For upcoming missions, HALO will be equipped with a LiDAR system, a mass spectrometer and a nitrogen oxide detector to help understand climate effects in the Arctic region. (Credit: DLR)

Scientists from the German Aerospace Center (DLR) are investigating the complex processes involved in climate change and their impact on the polar atmosphere using the High Altitude and Long Range (HALO) research aircraft, which will conduct three measurement campaigns during the polar winter to analyze changes in the composition of the upper troposphere and lower stratosphere above the Arctic.

Based at Kiruna in north Sweden, “HALO is the ideal all-purpose tool to conduct climate research in the northern polar region,” said Oliver Brieger, head of Flight Operations at DLR. “It can be deployed flexibly, has a range of 8,000 kilometers, plenty of space for scientific instruments, and can fly as high as 15 kilometers.”

This unique set of tools makes HALO one of the few research aircraft that can reach the North Pole.

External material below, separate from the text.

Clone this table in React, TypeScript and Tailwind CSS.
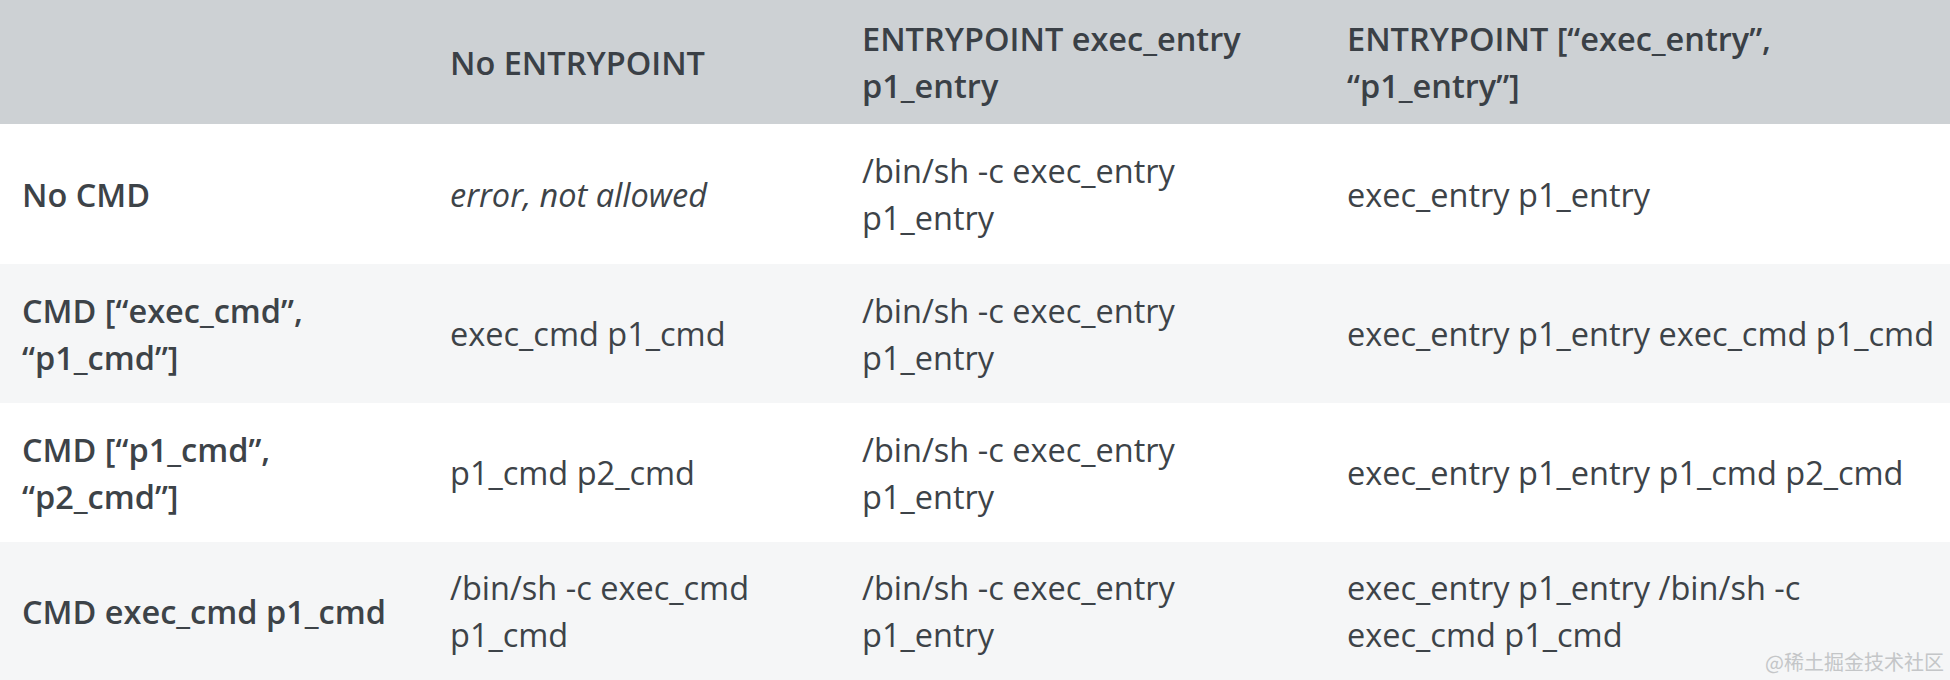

“Climate change alters the dynamics of the atmosphere and thus has an effect on the occurrence of ice clouds in the northern polar region and the chemical reactions that take place in them. We will use our instruments to analyse these cloud processes and how they impact the ozone balance in the currently changing polar region,” explained Christiane Voigt from the DLR Institute of Atmospheric Physics.